Mike sagged against a tree trunk, breathless,
the panorama of fighting before him like an illusion. He made out two police
cars, one up the road, the other down behind the gang. He could only guess the
number of cops, there weren't many. At least one had gone down with Billy's
initial blast. The other bikers had silenced those below, leaving only the
intermittent flashes of gunfire from under the upside car.
"Let's hope he doesn't get to a
radio," Mike muttered.
"No problem," Chris said, crouching
near him, her pistol balanced in the crook of her arm. She fired once. The
cop's answering flashes ceased.
Mike yelped and snatched the pistol out of her
hands. "Why the fuck did you do that?"
Chris looked hurt. "I thought that's what
you wanted, Michael."
"To kill a cop? No way! Leave that to
Billy's crowd. I'm not stupid. Those sons of bitches stick together. God! They
fry people in this state for less. Come on. Let's get the hell out of here
before all hell breaks loose."
He grabbed her hand and dragged her higher
into the hills, beyond the shield of trees into the rugged soil beyond, weeds
and dull grass and jutting teeth of stone. They could have been on the surface
of the moon.
Mike stopped.
"What's the matter now?" Chris
asked, still annoyed at his scolding, refusing to understand the fury with
which cops reacted.
"We're going the wrong way."
The great white letters spelling out Hollywood
loomed above them like some new generation Stonehenge.
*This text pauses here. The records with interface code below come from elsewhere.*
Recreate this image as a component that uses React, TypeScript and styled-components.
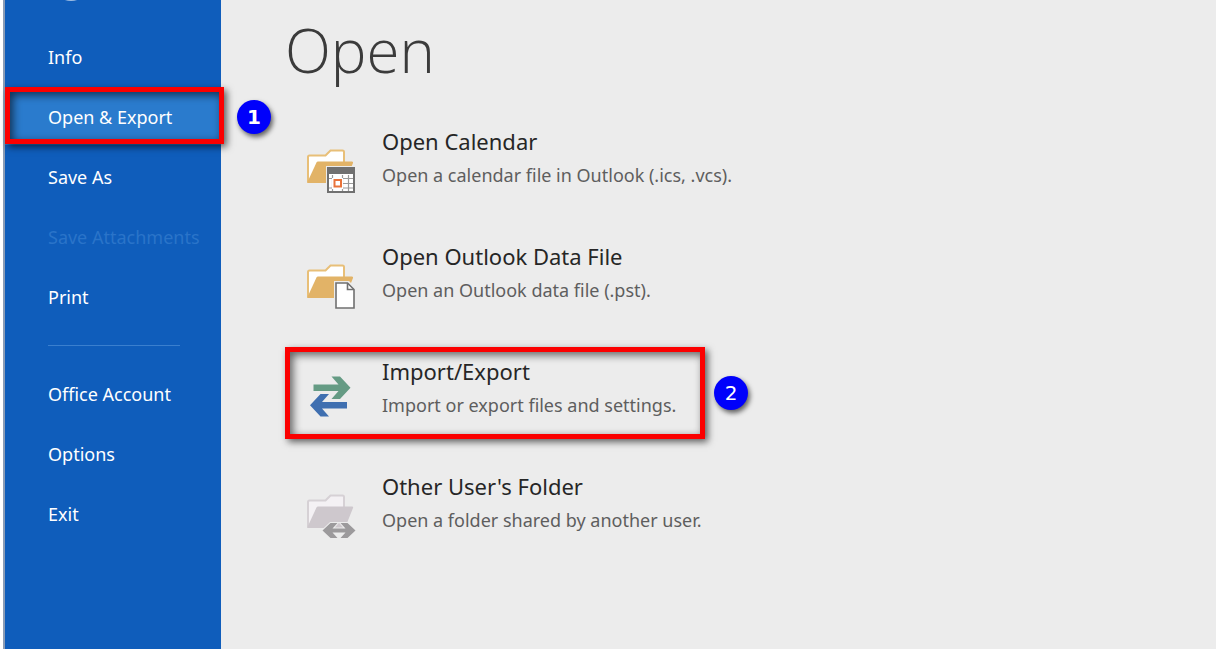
import React from "react";
import styled, { createGlobalStyle } from "styled-components";

const GlobalStyle = createGlobalStyle`
  * { box-sizing: border-box; }
  html, body, #root { height: 100%; }
  body {
    margin: 0;
    background: #ffffff;
    font-family: "Noto Sans", "Open Sans", sans-serif;
  }
  button { font: inherit; border: 0; margin: 0; cursor: pointer; }
  button:disabled { cursor: default; }
`;

const Backstage = styled.div`
  display: flex;
  height: 100%;
  padding: 0 0 1px 3px;
`;

const Sidebar = styled.nav`
  flex: 0 0 218px;
  display: flex;
  flex-direction: column;
  background: #0f5dbb;
  border-left: 2px solid #8b9cb5;
`;

const BackRow = styled.div`
  height: 29px;
  padding-left: 48px;
  overflow: hidden;
  display: flex;
  align-items: flex-start;
`;

const BackButton = styled.button`
  width: 36px;
  height: 36px;
  padding: 0;
  margin-top: -35px;
  border: 2px solid rgba(255, 255, 255, 0.6);
  border-radius: 50%;
  background: transparent;
`;

const NavList = styled.ul`
  display: flex;
  flex-direction: column;
  gap: 4px;
  margin: 0;
  padding: 0;
  list-style: none;
`;

const NavItem = styled.li`
  position: relative;
`;

const NavButton = styled.button<{ $active?: boolean }>`
  display: block;
  width: 100%;
  height: 56px;
  padding: 0 0 0 43px;
  text-align: left;
  white-space: nowrap;
  font-size: 18px;
  line-height: 24px;
  color: #ffffff;
  background: ${(p) => (p.$active ? "#2a7bcd" : "transparent")};
  &:disabled { color: #2a74c9; }
`;

const Divider = styled.hr`
  width: 132px;
  height: 1px;
  margin: 20px 0 20px 43px;
  border: 0;
  background: #3a7fce;
`;

const Content = styled.main`
  flex: 1;
  min-width: 0;
  padding: 10px 0 0 64px;
  background: #ececec;
`;

const Title = styled.h1`
  margin: 0 0 27px;
  font-family: "Open Sans", "Noto Sans", sans-serif;
  font-size: 60px;
  font-weight: 300;
  line-height: 80px;
  color: #3b3b3b;
`;

const ActionList = styled.ul`
  display: flex;
  flex-direction: column;
  align-items: flex-start;
  gap: 23px;
  margin: 0;
  padding: 0;
  list-style: none;
`;

const ActionItem = styled.li`
  position: relative;
`;

const ActionButton = styled.button`
  display: flex;
  align-items: center;
  gap: 26px;
  min-width: 420px;
  height: 92px;
  padding: 0 0 0 21px;
  text-align: left;
  white-space: nowrap;
  background: transparent;
`;

const ActionText = styled.span`
  display: flex;
  flex-direction: column;
  gap: 5px;
  padding-bottom: 11px;
`;

const ActionName = styled.span`
  font-size: 22px;
  line-height: 30px;
  color: #262626;
`;

const ActionHint = styled.span`
  font-size: 18px;
  line-height: 28px;
  color: #5e5e5e;
`;

const IconSvg = styled.svg`
  display: block;
  flex: none;
  width: 50px;
  height: 50px;
  margin-top: 16px;
`;

const Highlight = styled.span<{ $bleed?: boolean }>`
  position: absolute;
  inset: ${(p) => (p.$bleed ? "-2px -3px 1px 0" : "0")};
  border: 5px solid #fb0000;
  box-shadow: 3px 3px 7px rgba(0, 0, 0, 0.6), inset 3px 3px 8px rgba(0, 0, 0, 0.6);
  pointer-events: none;
`;

const StepBadge = styled.span<{ $gap: number; $bold?: boolean }>`
  position: absolute;
  top: 50%;
  left: 100%;
  margin: -17px 0 0 ${(p) => p.$gap}px;
  width: 34px;
  height: 34px;
  border-radius: 50%;
  background: #0000fb;
  color: #ffffff;
  box-shadow: 2px 3px 5px rgba(0, 0, 0, 0.6);
  font-family: "DejaVu Sans", sans-serif;
  font-size: 20px;
  font-weight: ${(p) => (p.$bold ? 700 : 400)};
  line-height: 34px;
  text-align: center;
`;

function Folder({ edge, fill, paper }: { edge: string; fill: string; paper: string }) {
  return (
    <>
      <path
        d="M2 36V11q0-1.500 1.500-1.500H19.500l5-5H36.500q1.500 0 1.500 1.500V17"
        fill={paper}
        stroke={edge}
        strokeWidth="2"
      />
      <path d="M1 37L10.500 16.500q.5-1 1.500-1H46q1.500 0 1 1.500L39 37z" fill={fill} />
    </>
  );
}

function CalendarIcon() {
  return (
    <IconSvg viewBox="0 0 50 50" aria-hidden="true">
      <Folder edge="#e8bf78" fill="#e2b367" paper="#ffffff" />
      <rect x="20" y="20" width="30" height="29" fill="#ececec" />
      <rect x="22" y="22" width="26" height="24" fill="#ffffff" stroke="#707070" strokeWidth="2" />
      <rect x="21" y="21" width="28" height="7" fill="#707070" />
      <path
        d="M26.500 29V45M36.500 29V45M42.500 29V45M23 32.500H47M23 42H47M37 37.500H47"
        stroke="#9a9a9a"
        strokeWidth="1.200"
        fill="none"
      />
      <rect x="26" y="32" width="11" height="11" fill="#ffffff" />
      <rect x="28.500" y="34" width="6.500" height="6.500" fill="#ffffff" stroke="#e8733a" strokeWidth="2" />
    </IconSvg>
  );
}

function DataFileIcon() {
  return (
    <IconSvg viewBox="0 0 50 50" aria-hidden="true">
      <Folder edge="#e8bf78" fill="#e2b367" paper="#ffffff" />
      <path d="M28 20H43L50 27V50H28z" fill="#ececec" />
      <path d="M30 22H41.500L48 28.500V47H30z" fill="#ffffff" stroke="#707070" strokeWidth="1.600" />
      <path d="M41.500 22V28.500H48" fill="none" stroke="#707070" strokeWidth="1.600" />
    </IconSvg>
  );
}

function TransferIcon() {
  return (
    <IconSvg viewBox="0 0 50 50" aria-hidden="true">
      <path d="M7.500 8.500H32.500L25.500 .5H34L44.500 11.700L34 23H25.500L32.500 15H7.500z" fill="#659b84" />
      <path d="M41 26H16L23 18H14.500L4 29.200L14.500 40.500H23L16 32.500H41z" fill="#3f6fb0" />
    </IconSvg>
  );
}

function SharedFolderIcon() {
  return (
    <IconSvg viewBox="0 0 50 50" aria-hidden="true">
      <Folder edge="#d6d1d5" fill="#cec8cd" paper="#f4f1f4" />
      <path
        d="M16.500 39.500L24.500 32H31.500L26.500 37.500H39.500L34.500 32H41.500L49.500 39.500L41.500 47H34.500L39.500 41.500H26.500L31.500 47H24.500z"
        fill="#9c9a9c"
        stroke="#ececec"
        strokeWidth="2"
        paintOrder="stroke"
      />
    </IconSvg>
  );
}

const actions = [
  { name: "Open Calendar", hint: "Open a calendar file in Outlook (.ics, .vcs).", Icon: CalendarIcon },
  { name: "Open Outlook Data File", hint: "Open an Outlook data file (.pst).", Icon: DataFileIcon },
  { name: "Import/Export", hint: "Import or export files and settings.", Icon: TransferIcon, step: 2 },
  { name: "Other User's Folder", hint: "Open a folder shared by another user.", Icon: SharedFolderIcon },
];

const fileCommands = [
  { label: "Info" },
  { label: "Open & Export", step: 1 },
  { label: "Save As" },
  { label: "Save Attachments", disabled: true },
  { label: "Print" },
];

const appCommands = ["Office Account", "Options", "Exit"];

export default function App() {
  return (
    <>
      <GlobalStyle />
      <Backstage>
        <Sidebar aria-label="File">
          <BackRow>
            <BackButton aria-label="Back" />
          </BackRow>
          <NavList>
            {fileCommands.map(({ label, step, disabled }) => (
              <NavItem key={label}>
                <NavButton $active={!!step} disabled={disabled}>{label}</NavButton>
                {step && <Highlight $bleed />}
                {step && <StepBadge $gap={16} $bold>{step}</StepBadge>}
              </NavItem>
            ))}
          </NavList>
          <Divider />
          <NavList>
            {appCommands.map((label) => (
              <NavItem key={label}>
                <NavButton>{label}</NavButton>
              </NavItem>
            ))}
          </NavList>
        </Sidebar>
        <Content>
          <Title>Open</Title>
          <ActionList>
            {actions.map(({ name, hint, Icon, step }) => (
              <ActionItem key={name}>
                <ActionButton>
                  <Icon />
                  <ActionText>
                    <ActionName>{name}</ActionName>
                    <ActionHint>{hint}</ActionHint>
                  </ActionText>
                </ActionButton>
                {step && <Highlight />}
                {step && <StepBadge $gap={9}>{step}</StepBadge>}
              </ActionItem>
            ))}
          </ActionList>
        </Content>
      </Backstage>
    </>
  );
}
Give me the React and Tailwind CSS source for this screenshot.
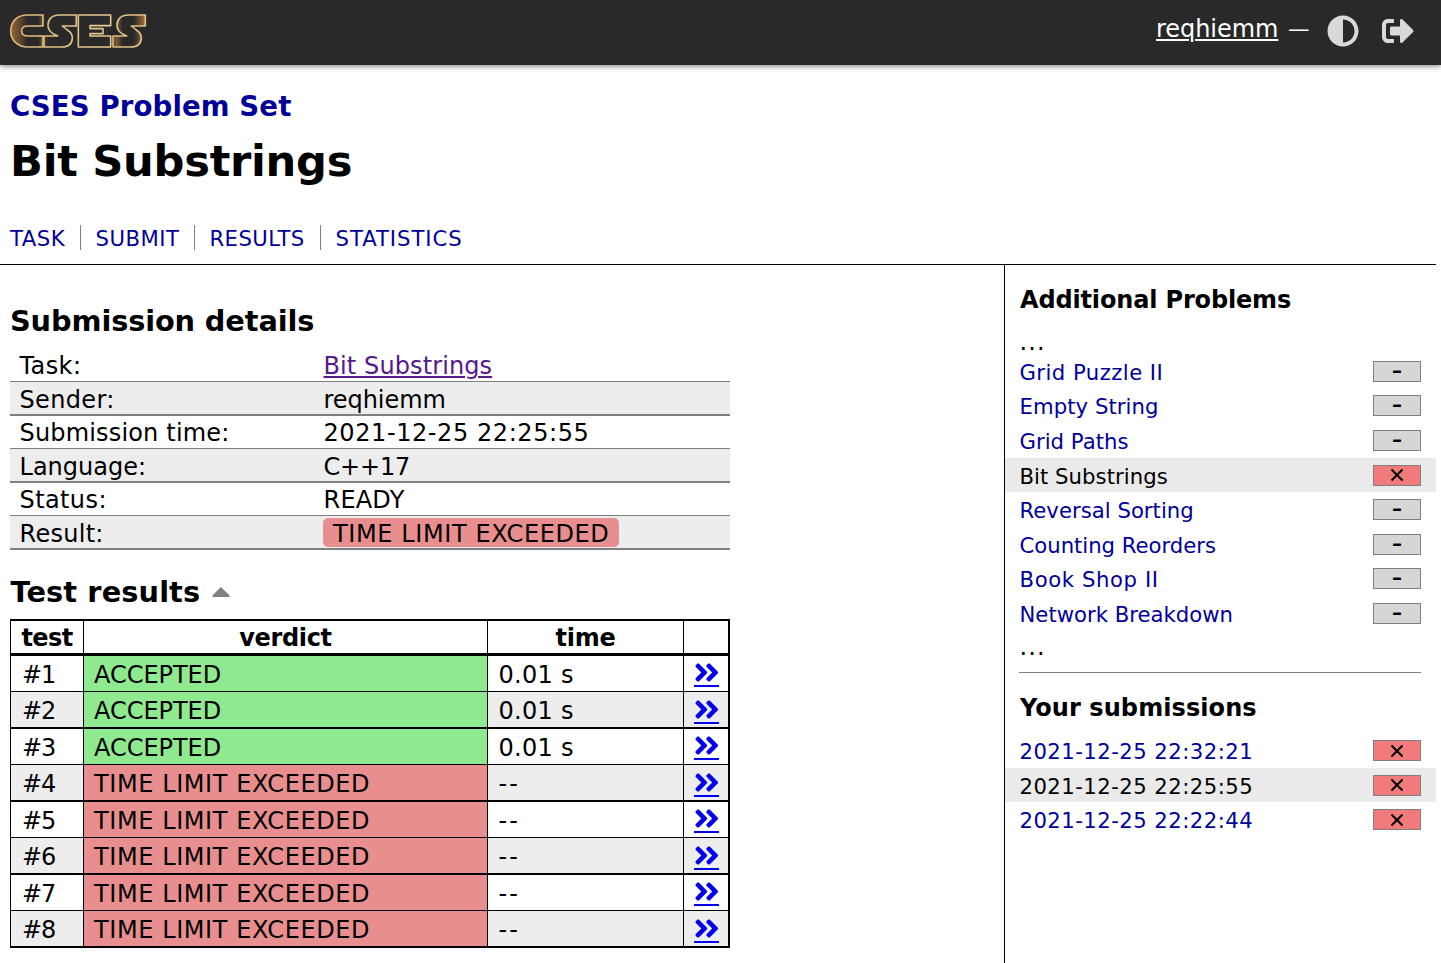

"There's nothing up this way but
rock," he said. "We've got to get back down into the city and get
ourselves lost." There would be helicopters and dogs, and hundreds of
enraged uniformed men, beating the bush. "We have to go down."
"Fine," Chris said. "Lead
on."
Already sirens wailed the distance. Mike angled
southwest, back into the trees. The land formed a V before them, Vermont Canyon
yawned with the road winding along its rim. The red splash of approaching
police lights light up the road from Los Feliz like a false dawn. City and
county cops most likely, answering the call of fallen comrades.
Mike felt sick to his stomach.
"We have to cross the road," he
said, squinting to see the curved top of the planetarium on the west ridge.
"Otherwise, they'll cut us off."
"Then get on with it," Chris
growled, her dark face shimmering red with the sweat and lights, her eyes hard
the way they had been years earlier in Tucson.
Even here, the ground had become a scraggly
moonscape, opening up into sudden holes or drops as they descended. By the time
they reached the road, Mike's legs and ankles bled. He spat out the dust, but
it infected his lungs and eyes. He glanced to the left and saw evidence of the
battle scene farther down the road, now blistered with slashes of light and
whispering radios.
"I say we skip the climb and stick to the
road," Chris said, staring up the other side of the gully. "It comes
around the planetarium, too-- and we won't kill ourselves getting there."
"But we might wind up in a jail
cell," Mike mumbled, though felt no more like climbing than Chris did.
"All right. But let's be quick about it. God only knows what we're going
to do once we get there."
"We'll climb down into valley, of
course," Chris said, taking him by the arm in a burst of energy.